Don' get annoyed, the app is "just" running and for sure they will straighten things out.
Happy crunching, think positive and don't give up. There not as many systems running the app as SETI.
Berend | |
|
|
Thanx for the rapid responses. :)
I was starting to worry things might have gotten screwed up.
Good to know everything is ok. | |
|
Vato Volunteer tester
 Send message
Joined: 2 Feb 08 Posts: 861 ID: 18447 Credit: 873,730,020 RAC: 1,369,334
                           
|
Think you're lucky because your running Bust v5.11 as most of the systems do. So if the second system is running the same program, you'll be granted credit. If 2 other systems are going to run Bust v6.05, you won't get any. See the "Bust 5.11 versus 6.05" post just below your post.
This is NOT accurate.
The different app versions reflect the different wrappers between windows and linux, but they are compatible. If you return a completed WU with a correct residue, you WILL get credit.
____________
| |
|
|
Well Vato,
We'll find out. This WU is waiting for credit. Being Dutch, the outcome is in Dutch and you can see that the outcome (Uitkomst) is "Geslaagd"- succes with no errors. You can also see that I'm running Linux (Bust v6.05). The system crunching it this moment is a Windows-box (v5.11). I am almost sure that when this WU is crunched by this box, my status will become: "Waiting for check, outcome inconclusive" or something like that in English. When a third box will crunch the WU and it is a Windows-box, I will not get any points. On the contrary when the third box is running Linux, the Windows-box will not get any points.
I crunched 3 SOB WU's and that was the outcome on the first 2 - one got credit (two v6.05 apps versus one v5.11) one didn't (two v5.11 apps versus my v6.05 app).
I'll come back on this when the WU below is or is not granted credit.
Greetings from the Low Lands,
Berend
Naam llr_sob_47466438_0
Werkeenheid 121831790
Aangemaakt 22 Jun 2010 4:34:15 UTC
Verzonden 23 Jun 2010 15:56:27 UTC
Ontvangen 17 Jul 2010 17:48:55 UTC
Server status Binnen
Uitkomst Geslaagd
Client status Gereed
Afsluit status 0 (0x0)
Computer ID 141904
Rapporteren voor 28 Jul 2010 15:56:27 UTC
Loop tijd 1,312,135.67
CPU tijd 1,197,453.48
Validatie status Initieel
Punten 0.00
Programma versie Seventeen or Bust v6.05
Stderr output
[Return to PrimeGrid main page]
Copyright © 2005 - 2010 Rytis Slatkevičius (contact) and PrimeGrid community. Server load 1.82, 1.76, 1.48
Generated 12 Sep 2010 9:36:41 UTC | |
|
RytisVolunteer moderator Project administrator
 Send message
Joined: 22 Jun 05 Posts: 2653 ID: 1 Credit: 109,647,663 RAC: 47,581
                     
|
Let me just give you a few examples where 6.05 validated against 5.11 just fine:
http://www.primegrid.com/workunit.php?wuid=104266214
http://www.primegrid.com/workunit.php?wuid=109185700
http://www.primegrid.com/workunit.php?wuid=109051021 (in fact, this result also shows that 6.05 vs 6.05 can be deemed inconclusive, whereas 5.11 would validate against 6.05).

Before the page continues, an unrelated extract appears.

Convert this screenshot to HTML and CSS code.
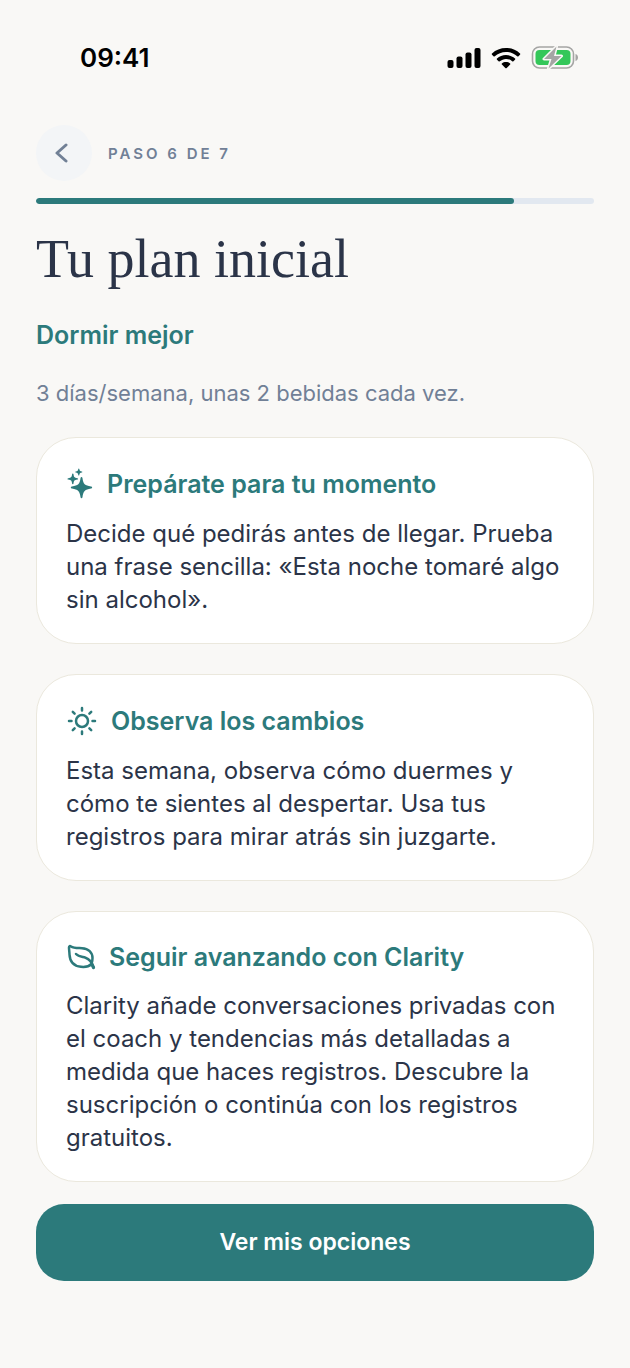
FILE: index.html
```html
<!DOCTYPE html>
<html lang="es">
<head>
    <meta charset="UTF-8">
    <meta name="viewport" content="width=device-width, initial-scale=1.0">
    <title>Tu plan inicial - Clarity</title>
    <link rel="stylesheet" href="styles.css">
</head>
<body>
    <div class="status-bar">
        <span class="status-time">09:41</span>
        <div class="status-icons">
            <svg width="34" height="22" viewBox="0 0 34 22" aria-hidden="true">
                <rect x="0.5" y="13" width="6" height="8" rx="2"/>
                <rect x="9.5" y="9.5" width="6" height="11.5" rx="2"/>
                <rect x="18.5" y="5.5" width="6" height="15.5" rx="2"/>
                <rect x="27.5" y="1" width="6" height="20" rx="2"/>
            </svg>
            <svg width="30" height="22" viewBox="0 0 30 22" aria-hidden="true">
                <path d="M15 1C9.600 1 4.700 3 1 6.400c-.4.400-.4.900 0 1.300l1.500 1.500c.4.400.9.400 1.300 0C6.800 6.500 10.700 4.900 15 4.900s8.200 1.600 11.200 4.300c.4.400.9.400 1.300 0L29 7.700c.4-.4.400-.9 0-1.300C25.300 3 20.400 1 15 1z"/>
                <path d="M15 8c-3.500 0-6.600 1.300-9 3.400-.4.400-.4.900 0 1.300l1.600 1.600c.3.300.8.300 1.200 0 1.700-1.500 3.800-2.400 6.200-2.400s4.500.9 6.200 2.400c.4.300.9.300 1.200 0l1.600-1.600c.4-.4.400-.9 0-1.300C21.600 9.300 18.500 8 15 8z"/>
                <path d="M15 15c-1.600 0-3 .5-4.100 1.400-.4.300-.4.800 0 1.200l3.400 3.400c.4.400 1 .4 1.400 0l3.400-3.400c.4-.4.400-.9 0-1.200C18 15.500 16.600 15 15 15z"/>
            </svg>
            <svg width="48" height="26" viewBox="0 0 48 26" aria-hidden="true">
                <rect x="1.500" y="2" width="41" height="21" rx="7" fill="#f9f8f6" stroke="#a5a5a4" stroke-width="1.600"/>
                <rect x="4.500" y="5" width="35" height="15" rx="4" fill="#34c759"/>
                <path d="M44.500 9c1.600.5 2.500 1.800 2.500 3.500s-.9 3-2.500 3.500z" fill="#a5a5a4"/>
                <path d="M25.500 1.500L13 14h7.500l-3 9.500L30.500 11H23z" fill="#a5a5a4" stroke="#f9f8f6" stroke-width="3" stroke-linejoin="round" paint-order="stroke"/>
            </svg>
        </div>
    </div>

    <main class="screen">
        <header class="step-header">
            <button class="back-button" type="button" aria-label="Atrás">
                <svg width="14" height="20" viewBox="0 0 14 20" aria-hidden="true">
                    <path d="M11 2L2 10l9 8"/>
                </svg>
            </button>
            <span class="step-label">PASO 6 DE 7</span>
        </header>
        <div class="progress" role="progressbar" aria-label="Progreso" aria-valuemin="0" aria-valuemax="7" aria-valuenow="6">
            <div class="progress-fill" style="width: 85.7%"></div>
        </div>

        <h1>Tu plan inicial</h1>
        <p class="goal">Dormir mejor</p>
        <p class="summary">3 días/semana, unas 2 bebidas cada vez.</p>

        <div class="cards">
            <section class="card">
                <h2>
                    <svg width="28" height="32" viewBox="0 0 28 32" fill="currentColor" aria-hidden="true">
                        <path d="M15.500 9q.8 0 1 1.200c.7 5.800 2.400 7.200 8.500 8.200q1.200.2 1.200 1t-1.200 1c-6.100 1-7.800 2.700-8.500 8.600q-.2 1.200-1 1.200t-1-1.200c-.7-5.900-2.400-7.600-8.500-8.600q-1.200-.2-1.200-1t1.200-1c6.100-1 7.800-2.400 8.500-8.200q.2-1.200 1-1.200z"/>
                        <path d="M6.800 5.500q.6 0 .7.800c.4 2.900.9 3.400 3.800 3.900q.8.100.8.700t-.8.700c-2.900.5-3.400 1-3.800 3.900q-.1.800-.7.800t-.7-.8c-.4-2.900-.9-3.400-3.800-3.900q-.8-.1-.8-.7t.8-.7c2.900-.5 3.400-1 3.800-3.900q.1-.8.700-.8z"/>
                        <path d="M12.800.5q.4 0 .5.500c.3 1.800.7 2.200 2.500 2.500q.6.100.6.500t-.6.500c-1.800.3-2.200.7-2.500 2.500q-.1.500-.5.500t-.5-.5c-.3-1.800-.7-2.200-2.500-2.500q-.6-.1-.6-.5t.6-.5c1.800-.3 2.200-.7 2.500-2.500q.1-.5.500-.5z"/>
                    </svg>
                    Prepárate para tu momento
                </h2>
                <p>Decide qué pedirás antes de llegar. Prueba una frase sencilla: «Esta noche tomaré algo sin alcohol».</p>
            </section>

            <section class="card">
                <h2>
                    <svg width="32" height="32" viewBox="0 0 32 32" fill="none" stroke="currentColor" stroke-width="2.500" stroke-linecap="round" aria-hidden="true">
                        <circle cx="16" cy="16" r="6"/>
                        <path d="M16 3v2.500M16 26.500V29M3 16h2.500M26.500 16H29M6.800 6.800l1.800 1.800M23.400 23.400l1.800 1.800M6.800 25.200l1.800-1.800M23.400 8.600l1.800-1.800"/>
                    </svg>
                    Observa los cambios
                </h2>
                <p>Esta semana, observa cómo duermes y cómo te sientes al despertar. Usa tus registros para mirar atrás sin juzgarte.</p>
            </section>

            <section class="card">
                <h2>
                    <svg width="30" height="28" viewBox="0 0 30 28" fill="none" stroke="currentColor" stroke-width="2.500" stroke-linecap="round" stroke-linejoin="round" aria-hidden="true">
                        <path d="M25.500 21C23 23.500 19.500 24.300 15 23.800 7.500 23 3.800 18 3.500 11.500 3.400 8.500 3 6.500 3 4.500c0-1.500 1-1.700 2-1 2.500 1.800 6.500 1.500 11 1.700C22.500 5.500 26.500 9.500 26.500 15c0 2-.2 4-1 6z"/>
                        <path d="M10 11c2.500 2.800 6 2.700 9.500 3.700 4.200 1.300 6.500 4.600 8 9.800"/>
                        <path d="M26 21.500l1.500 3" stroke-width="3.200"/>
                    </svg>
                    Seguir avanzando con Clarity
                </h2>
                <p>Clarity añade conversaciones privadas con el coach y tendencias más detalladas a medida que haces registros. Descubre la suscripción o continúa con los registros gratuitos.</p>
            </section>
        </div>

        <button class="primary-button" type="button">Ver mis opciones</button>
    </main>
</body>
</html>
```
FILE: styles.css
```css
* {
    box-sizing: border-box;
}

body {
    margin: 0;
    background-color: #f9f8f6;
    color: #2b3448;
    font-family: Inter, "Liberation Sans", sans-serif;
}

h1, h2, p {
    margin: 0;
}

button {
    border: none;
    cursor: pointer;
    font-family: inherit;
}

.status-bar {
    display: flex;
    justify-content: space-between;
    align-items: center;
    padding: 42px 51px 0 80px;
    color: #000;
}

.status-time {
    font-size: 26px;
    font-weight: 600;
    line-height: 32px;
}

.status-icons {
    display: flex;
    align-items: center;
    gap: 10px;
}

.screen {
    padding: 51px 36px 87px;
}

.step-header {
    display: flex;
    align-items: center;
    gap: 16px;
}

.back-button {
    display: flex;
    align-items: center;
    justify-content: center;
    width: 56px;
    height: 56px;
    padding: 0 4px 0 0;
    border-radius: 50%;
    background-color: #f3f5f7;
}

.back-button path {
    fill: none;
    stroke: #718096;
    stroke-width: 3;
    stroke-linecap: round;
    stroke-linejoin: round;
}

.step-label {
    color: #718096;
    font-size: 15px;
    font-weight: 600;
    letter-spacing: 3px;
}

.progress {
    height: 6px;
    margin-top: 17px;
    border-radius: 3px;
    background-color: #e2e8f0;
    overflow: hidden;
}

.progress-fill {
    height: 100%;
    border-radius: 3px;
    background-color: #2c7a7b;
}

h1 {
    margin-top: 23px;
    font-family: "Liberation Serif", serif;
    font-size: 54px;
    font-weight: 400;
    line-height: 64px;
}

.goal {
    margin-top: 28px;
    color: #2c7a7b;
    font-size: 25px;
    font-weight: 600;
    line-height: 32px;
}

.summary {
    margin-top: 27px;
    color: #718096;
    font-size: 22px;
    line-height: 30px;
}

.cards {
    display: grid;
    gap: 30px;
    margin-top: 29px;
}

.card {
    padding: 30px 29px 27px;
    border: 1px solid #ebe8dd;
    border-radius: 40px;
    background-color: #fff;
}

.card h2 {
    display: flex;
    align-items: center;
    gap: 13px;
    color: #2c7a7b;
    font-size: 25px;
    font-weight: 600;
    line-height: 30px;
}

.card h2 svg {
    flex-shrink: 0;
}

.card p {
    margin-top: 17px;
    font-size: 24px;
    line-height: 33px;
}

.primary-button {
    width: 100%;
    margin-top: 22px;
    padding: 22px;
    border-radius: 28px;
    background-color: #2c7a7b;
    color: #fff;
    font-size: 23px;
    font-weight: 600;
    line-height: 33px;
}
```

So I claim that there is no validation issue between 6.05 vs 5.11.
____________
| |
|
|
OK,
So if I look at the last WU, which was validated between a v5.11 and a 6.05 app, the system running for 2.2 mil secs. did this calculation just for fun. I don't think the operator will like it because he had the same outcome as I had: succes, etc., etc. So there must be some kind of discrepancy between the 2 app's. I think it will be hard for people crunching SOB for the points will be left with none in the end. I don't really care about the points but I'm not running SOB when there is a chance that 2 mil of seconds of calculating are just to find out that a succesful run is granted zero points. Then I'd rather run WGC or another app like LLR.
Still no hard feelings but I think one has to look of what's going on. As I said, I'll come back on the subject at the time the last SOB WU has been succeded, wheather no points or points are granted.
Keep on crunching,
Berend
| |
|
Michael Goetz Volunteer moderator Project administrator
 Send message
Joined: 21 Jan 10 Posts: 14037 ID: 53948 Credit: 477,382,143 RAC: 302,741
                               
|
OK,
So if I look at the last WU, which was validated between a v5.11 and a 6.05 app, the system running for 2.2 mil secs. did this calculation just for fun. I don't think the operator will like it because he had the same outcome as I had: succes, etc., etc. So there must be some kind of discrepancy between the 2 app's.
ANY long WU (here or anywhere else) can be frustrating if it doesn't complete for whatever reason. It's just as frustrating, or even more frustrating, to have a CPDN WU fail at 95% after two months of crunching. There's no validation to worry about, and you get intermediate credit for trickles, but it's still very, very frustrating. I've had that happen more times than I'd like.
But your conclusion, based upon the data, is only one of several possible conclusions. Of those possible conclusions, the available data seems to point to one of those more than the other.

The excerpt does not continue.